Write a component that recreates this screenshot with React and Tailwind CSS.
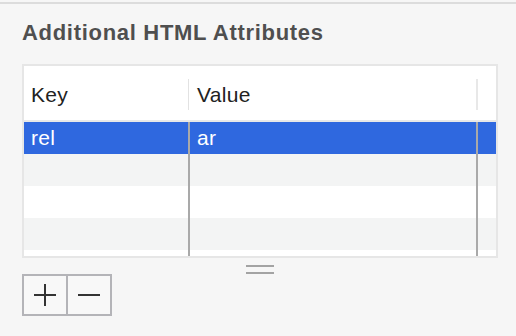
import React from "react";

const font = { fontFamily: '"Helvetica Neue", "Liberation Sans", Arial, sans-serif' };

function Row({ selected, shade, children, h = "h-[32px]" }) {
  const bg = selected ? "bg-[#2f68df]" : shade ? "bg-[#f3f4f4]" : "bg-white";
  const line = "bg-[#a9a9a9]";
  const txt = selected ? "text-white" : "text-[#222]";
  return (
    <div className={`flex ${h} ${bg}`}>
      <div className={`w-[164px] pl-[7px] flex items-center text-[21px] tracking-[0.3px] ${txt}`}>
        {children?.[0]}
      </div>
      <div className={`w-[2px] ${line}`} />
      <div className={`w-[286px] pl-[7px] flex items-center text-[21px] tracking-[0.3px] ${txt}`}>
        {children?.[1]}
      </div>
      <div className={`w-[2px] ${line}`} />
      <div className="flex-1" />
    </div>
  );
}

export default function App() {
  return (
    <div className="w-[516px] h-[336px] bg-[#f6f6f6] overflow-hidden" style={font}>
      <div className="h-[2px]" />
      <div className="h-[2px] bg-[#dcdcdc]" />
      <div className="pl-[22px] pt-[16px] h-[60px]">
        <div className="text-[22px] leading-[26px] font-bold text-[#4f4f4f] tracking-[0.7px]">
          Additional HTML Attributes
        </div>
      </div>
      <div className="ml-[22px] w-[476px] border-2 border-[#e6e6e6] bg-white">
        <div className="flex h-[54px] bg-white items-center">
          <div className="w-[164px] pl-[7px] text-[21px] tracking-[0.3px] text-[#222] pt-[4px]">Key</div>
          <div className="w-[1px] h-[31px] mt-[3px] bg-[#e2e2e2]" />
          <div className="w-[1px]" />
          <div className="w-[286px] pl-[7px] text-[21px] tracking-[0.3px] text-[#222] pt-[4px]">Value</div>
          <div className="w-[2px] h-[31px] mt-[3px] bg-[#e8e8e8]" />
          <div className="flex-1" />
        </div>
        <div className="h-[2px] bg-[#e8e8e8]" />
        <Row selected>{["rel", "ar"]}</Row>
        <Row shade>{["", ""]}</Row>
        <Row>{["", ""]}</Row>
        <Row shade>{["", ""]}</Row>
        <Row h="h-[6px]">{["", ""]}</Row>
      </div>
      <div className="h-[16px] flex flex-col items-center w-[520px]">
        <div className="mt-[7px] w-[28px] h-[2px] bg-[#a3a3a3]" />
        <div className="mt-[5px] w-[28px] h-[2px] bg-[#a3a3a3]" />
      </div>
      <div className="ml-[22px] w-[90px] h-[42px] border-2 border-[#b4b4b8] flex bg-[#f8f8f8]">
        <div className="w-[42px] h-full flex items-center justify-center">
          <svg width="22" height="22" viewBox="0 0 22 22">
            <rect x="0" y="10" width="22" height="2" fill="#333" />
            <rect x="10" y="0" width="2" height="22" fill="#333" />
          </svg>
        </div>
        <div className="w-[2px] h-full bg-[#b4b4b8]" />
        <div className="w-[42px] h-full flex items-center justify-center">
          <svg width="22" height="22" viewBox="0 0 22 22">
            <rect x="0" y="10" width="22" height="2" fill="#333" />
          </svg>
        </div>
      </div>
    </div>
  );
}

#####

### Your goal
Restate the data above exactly, stripping out each image.

### Reply to the task
Write a component that recreates this screenshot with React and Tailwind CSS.
import React from "react";

const font = { fontFamily: '"Helvetica Neue", "Liberation Sans", Arial, sans-serif' };

function Row({ selected, shade, children, h = "h-[32px]" }) {
  const bg = selected ? "bg-[#2f68df]" : shade ? "bg-[#f3f4f4]" : "bg-white";
  const line = "bg-[#a9a9a9]";
  const txt = selected ? "text-white" : "text-[#222]";
  return (
    <div className={`flex ${h} ${bg}`}>
      <div className={`w-[164px] pl-[7px] flex items-center text-[21px] tracking-[0.3px] ${txt}`}>
        {children?.[0]}
      </div>
      <div className={`w-[2px] ${line}`} />
      <div className={`w-[286px] pl-[7px] flex items-center text-[21px] tracking-[0.3px] ${txt}`}>
        {children?.[1]}
      </div>
      <div className={`w-[2px] ${line}`} />
      <div className="flex-1" />
    </div>
  );
}

export default function App() {
  return (
    <div className="w-[516px] h-[336px] bg-[#f6f6f6] overflow-hidden" style={font}>
      <div className="h-[2px]" />
      <div className="h-[2px] bg-[#dcdcdc]" />
      <div className="pl-[22px] pt-[16px] h-[60px]">
        <div className="text-[22px] leading-[26px] font-bold text-[#4f4f4f] tracking-[0.7px]">
          Additional HTML Attributes
        </div>
      </div>
      <div className="ml-[22px] w-[476px] border-2 border-[#e6e6e6] bg-white">
        <div className="flex h-[54px] bg-white items-center">
          <div className="w-[164px] pl-[7px] text-[21px] tracking-[0.3px] text-[#222] pt-[4px]">Key</div>
          <div className="w-[1px] h-[31px] mt-[3px] bg-[#e2e2e2]" />
          <div className="w-[1px]" />
          <div className="w-[286px] pl-[7px] text-[21px] tracking-[0.3px] text-[#222] pt-[4px]">Value</div>
          <div className="w-[2px] h-[31px] mt-[3px] bg-[#e8e8e8]" />
          <div className="flex-1" />
        </div>
        <div className="h-[2px] bg-[#e8e8e8]" />
        <Row selected>{["rel", "ar"]}</Row>
        <Row shade>{["", ""]}</Row>
        <Row>{["", ""]}</Row>
        <Row shade>{["", ""]}</Row>
        <Row h="h-[6px]">{["", ""]}</Row>
      </div>
      <div className="h-[16px] flex flex-col items-center w-[520px]">
        <div className="mt-[7px] w-[28px] h-[2px] bg-[#a3a3a3]" />
        <div className="mt-[5px] w-[28px] h-[2px] bg-[#a3a3a3]" />
      </div>
      <div className="ml-[22px] w-[90px] h-[42px] border-2 border-[#b4b4b8] flex bg-[#f8f8f8]">
        <div className="w-[42px] h-full flex items-center justify-center">
          <svg width="22" height="22" viewBox="0 0 22 22">
            <rect x="0" y="10" width="22" height="2" fill="#333" />
            <rect x="10" y="0" width="2" height="22" fill="#333" />
          </svg>
        </div>
        <div className="w-[2px] h-full bg-[#b4b4b8]" />
        <div className="w-[42px] h-full flex items-center justify-center">
          <svg width="22" height="22" viewBox="0 0 22 22">
            <rect x="0" y="10" width="22" height="2" fill="#333" />
          </svg>
        </div>
      </div>
    </div>
  );
}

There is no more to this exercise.